Re: Authentication prompts with wrong domain
- From: "Daniel Crichton" <msnews@xxxxxxxxxxxxxxxx>
- Date: Mon, 5 Jan 2009 11:28:14 -0000
David wrote on Wed, 24 Dec 2008 15:40:01 -0800:
We have a Web site for staff use, which we maintain on a Windows 2003
Server (SE, SP2). The Default Web Site properties have Authentication
set as follows: "Enable anonymous access" is unchecked; "Integrated
Windows" and "Basic" authentication are checked, and our AD Windows
domain (call it ourdomain.org) is entered as the Default Domain and
Realm. Seems all OK to me.
Because this Web site is for staff use only, we do not use our primary
organization's domain name as the URL; instead we have set up
www.specialdomain.org to point to this server.

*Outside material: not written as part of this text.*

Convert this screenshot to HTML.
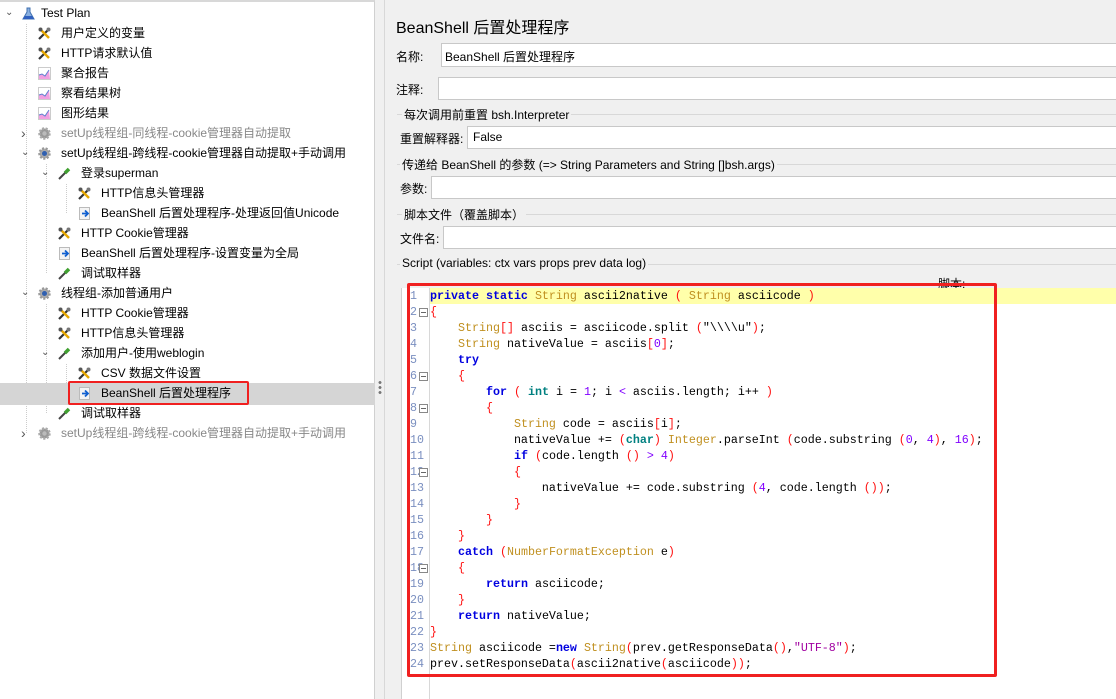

When our users browse to our Web site from the Internet (i.e. not
within our
LAN) they are invited to log on, and they can log on with their full
email address ("user@xxxxxxxxxxxxx" and their regular Windows logon
password. BUT if they don't get it right the first time, they are
"prompted" with the username "user@xxxxxxxxxxxxxxxxx", which is dead
wrong. Of course, staff are inclined to accept whatever is filled in
for them, so they try repeatedly to log on with this impossible
username.
Is there any way within IIS to control what appears as the prompt to
folks attempting to log on?
Failing that, can anybody suggest any way to help my users avoid this
trap?
Thanks, and happy holidays!
I think what appears in the login dialog is generated by the browser, and
I'm guessing you're using IE so there's nothing you can do to change this
other than to change the URL the users go to from www.specialdomain.org to
www.ourdomain.org as IE will use the current URL being requested to generate
the entry in the dialog.
The Domain and Realm I think are only used for Basic Authentication (been a
long time since I had to set up a site using authentication as all the sites
I dev/run are public ones with the user restricted areas using custom forms
based auth against a database). You might find these are used if you disable
Integrated Authentication, but then you lose the advantages that option
gives you.
--
Dan
.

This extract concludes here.